As companies move from legacy systems to more modern ones, they’re able to take advantage of the best tooling that’s in place at any time without having to do expensive migrations or re-platforming. That allows them to do new things with data that they couldn’t do before.

A simple example: You could use machine learning services to transcribe audio and then start to run sentiment analysis from that audio. So now what used to be a recording is actually data that you can start to run queries on. For instance, “How many of the calls that happened in the last week were positive versus negative, and what does the trend look like?” That’s enabled by new technology that any customer on AWS can leverage, even without prior machine learning expertise.

MIT SMR Connections: What else should companies know about becoming more data-driven?

Pathak: We recommend that companies think about modernizing, that they think about data strategically, and that they set up to future-proof themselves.
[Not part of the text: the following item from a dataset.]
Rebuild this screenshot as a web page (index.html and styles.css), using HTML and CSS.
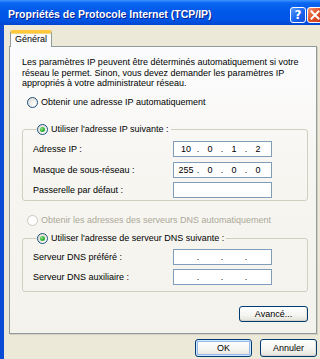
FILE: index.html
```html
<!DOCTYPE html>
<html lang="fr">
<head>
<meta charset="utf-8">
<title>Propriétés de Protocole Internet (TCP/IP)</title>
<link rel="stylesheet" href="styles.css">
</head>
<body>
<div class="window">
  <div class="titlebar">
    <span class="title">Propriétés de Protocole Internet (TCP/IP)</span>
    <div class="tb-buttons">
      <span class="tb-btn help">?</span>
      <span class="tb-btn close"><svg width="10" height="10" viewBox="0 0 10 10"><path d="M1.5 1.5 L8.5 8.5 M8.5 1.5 L1.5 8.5" stroke="#fff" stroke-width="2" stroke-linecap="square"/></svg></span>
    </div>
  </div>
  <div class="client">
    <div class="tabs"><div class="tab">Général</div></div>
    <div class="panel">
      <p class="intro">Les paramètres IP peuvent être déterminés automatiquement si votre<br>réseau le permet. Sinon, vous devez demander les paramètres IP<br>appropriés à votre administrateur réseau.</p>
      <div class="radio-row auto-ip"><span class="radio"></span><span>Obtenir une adresse IP automatiquement</span></div>
      <fieldset class="group g-ip">
        <legend><span class="radio checked"></span><span>Utiliser l'adresse IP suivante :</span></legend>
        <div class="fields">
          <span class="flabel">Adresse IP :</span>
          <div class="ipbox"><span class="seg">10</span><span class="dot">.</span><span class="seg">0</span><span class="dot">.</span><span class="seg">1</span><span class="dot">.</span><span class="seg">2</span></div>
          <span class="flabel">Masque de sous-réseau :</span>
          <div class="ipbox"><span class="seg">255</span><span class="dot">.</span><span class="seg">0</span><span class="dot">.</span><span class="seg">0</span><span class="dot">.</span><span class="seg">0</span></div>
          <span class="flabel">Passerelle par défaut :</span>
          <div class="ipbox"></div>
        </div>
      </fieldset>
      <div class="radio-row auto-dns disabled"><span class="radio"></span><span>Obtenir les adresses des serveurs DNS automatiquement</span></div>
      <fieldset class="group g-dns">
        <legend><span class="radio checked"></span><span>Utiliser l'adresse de serveur DNS suivante :</span></legend>
        <div class="fields">
          <span class="flabel">Serveur DNS préféré :</span>
          <div class="ipbox"><span class="seg"></span><span class="dot">.</span><span class="seg"></span><span class="dot">.</span><span class="seg"></span><span class="dot">.</span><span class="seg"></span></div>
          <span class="flabel">Serveur DNS auxiliaire :</span>
          <div class="ipbox"><span class="seg"></span><span class="dot">.</span><span class="seg"></span><span class="dot">.</span><span class="seg"></span><span class="dot">.</span><span class="seg"></span></div>
        </div>
      </fieldset>
      <div class="adv-row"><button class="btn adv" type="button">Avancé...</button></div>
    </div>
    <div class="dlg-buttons">
      <button class="btn ok" type="button">OK</button>
      <button class="btn cancel" type="button">Annuler</button>
    </div>
  </div>
</div>
</body>
</html>
```

FILE: styles.css
```css
* { box-sizing: border-box; }
html, body { margin: 0; padding: 0; }
body {
  width: 320px;
  height: 359px;
  overflow: hidden;
  background: #ECE9D8;
  font-family: "Liberation Sans", Arial, sans-serif;
  font-size: 9px;
  color: #000;
}
.window {
  display: flex;
  flex-direction: column;
  width: 320px;
  height: 359px;
}
.titlebar {
  flex: none;
  height: 25px;
  display: flex;
  align-items: flex-start;
  justify-content: space-between;
  padding-left: 8px;
  background: linear-gradient(to bottom, #3D95FF 0%, #0A66F0 12%, #0058E8 45%, #0055E5 80%, #0046D0 100%);
}
.title {
  margin-top: 8px;
  color: #fff;
  font-weight: bold;
  font-size: 10.5px;
  line-height: 12px;
  text-shadow: 1px 1px 0 #0A1E8C;
  white-space: nowrap;
}
.tb-buttons {
  display: flex;
  gap: 1px;
  margin-top: 7px;
  margin-right: -3px;
}
.tb-btn {
  width: 16px;
  height: 16px;
  border: 1px solid #fff;
  border-radius: 3px;
  display: flex;
  align-items: center;
  justify-content: center;
  color: #fff;
  font-family: "DejaVu Sans", sans-serif;
  font-weight: bold;
  font-size: 12px;
  line-height: 1;
}
.help { background: linear-gradient(135deg, #5A9CFF 0%, #1E66F0 50%, #0B4FD8 100%); }
.close { background: linear-gradient(135deg, #F49A7A 0%, #E2542C 45%, #C8381A 100%); }
.client {
  flex: 1;
  display: flex;
  flex-direction: column;
  border-left: 4px solid #0B4CD6;
  padding: 5px 3px 0 5px;
  background: #ECE9D8;
}
.tabs { display: flex; }
.tab {
  position: relative;
  z-index: 1;
  margin-left: 1px;
  margin-bottom: -1px;
  width: 42px;
  height: 17px;
  border-top: 3px solid #FFC83C;
  border-left: 1px solid #919B9C;
  border-right: 1px solid #919B9C;
  border-radius: 3px 3px 0 0;
  background: #FCFCFE;
  text-align: center;
  line-height: 12px;
  box-shadow: inset 0 1px 0 #F8D77E;
}
.panel {
  height: 288px;
  border: 1px solid #919B9C;
  box-shadow: 1px 1px 0 #D3D0C2;
  background: linear-gradient(to bottom, #FCFCFE 0%, #F7F6F2 40%, #F3F2EC 100%);
  padding: 0 8px 0 12px;
  display: flex;
  flex-direction: column;
}
.intro {
  margin: 10px 0 0 0;
  line-height: 10.5px;
  white-space: nowrap;
}
.radio-row {
  display: flex;
  align-items: center;
  gap: 3px;
  height: 12px;
  padding-left: 5px;
  white-space: nowrap;
}
.auto-ip { margin-top: 7.5px; }
.auto-dns { margin-top: 13px; }
.disabled { color: #ACA899; }
.radio {
  flex: none;
  width: 11px;
  height: 11px;
  border-radius: 50%;
  border: 1px solid #1C5180;
  background: radial-gradient(circle at 70% 70%, #FFFFFF 0%, #F0EFEA 40%, #D6D3C8 100%);
  display: inline-flex;
  align-items: center;
  justify-content: center;
}
.radio.checked::after {
  content: "";
  width: 5px;
  height: 5px;
  border-radius: 50%;
  background: radial-gradient(circle at 35% 35%, #8FE38F 0%, #34B434 50%, #1B8E1B 100%);
}
.disabled .radio {
  border-color: #CAC8BB;
  background: #FFFFFF;
}
.group {
  margin: 0;
  border: 1px solid #D0D0BF;
  border-radius: 3px;
  min-width: 0;
}
.group legend {
  display: flex;
  align-items: center;
  gap: 3px;
  height: 12px;
  padding: 0 2px 0 0;
  margin-left: 4px;
  white-space: nowrap;
}
.g-ip { margin-top: 15px; padding: 6px 35px 2px 10px; }
.g-dns { margin-top: 6px; padding: 5px 35px 6px 10px; }
.fields {
  display: grid;
  grid-template-columns: 1fr 99px;
  align-items: center;
  row-gap: 4.5px;
}
.g-dns .fields { row-gap: 4px; }
.flabel { white-space: nowrap; }
.ipbox {
  height: 16px;
  border: 1px solid #7F9DB9;
  background: #fff;
  display: flex;
  align-items: center;
  padding-left: 2px;
}
.seg { width: 20px; text-align: center; }
.dot { width: 4px; text-align: center; }
.adv-row {
  display: flex;
  justify-content: flex-end;
  margin-top: 14px;
}
.btn {
  font-family: inherit;
  font-size: 9px;
  color: #000;
  padding: 0;
  border: 1px solid #003C74;
  border-radius: 3px;
  background: linear-gradient(to bottom, #FFFFFF 0%, #F4F4F0 60%, #E3E1D8 100%);
  box-shadow: inset 0 -1px 0 #D6D0C5, inset -1px 0 0 #E6E3D8;
}
.adv { width: 69px; height: 16px; }
.dlg-buttons {
  display: flex;
  justify-content: flex-end;
  gap: 8px;
  margin-top: 5px;
}
.dlg-buttons .btn { width: 57px; height: 18px; }
.ok { box-shadow: inset 0 0 0 1px #CEE7FF, inset 0 0 0 2px #98B8EA; }
```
That means thinking about embracing open data formats and data lakes, thinking about lakehouse architectures so they get the best of data warehousing and data lakes, and thinking about how to focus on what differentiates them rather than focusing on the classic undifferentiated IT. These things together put you in a position to iterate rapidly, to learn rapidly, as an organization. The faster you’re able to learn, the more successful you’re going to be, especially as the environment continues to be dynamic.

EXECUTIVE BIO

Rahul Pathak, general manager for analytics at AWS, is responsible for Amazon Athena, Amazon Elasticsearch, Amazon EMR, AWS Glue, AWS Lake Formation, and Amazon Redshift. Previously, he was AWS general manager for emerging databases and blockchain, AWS general manager for several managed database and analytics services, and the product manager who oversaw the launch of the Redshift cloud data warehouse service. He has cofounded companies focused on digital media analytics and IP geolocation. He received a bachelor’s degree in electrical engineering and computer science from MIT and an executive MBA from the University of Washington.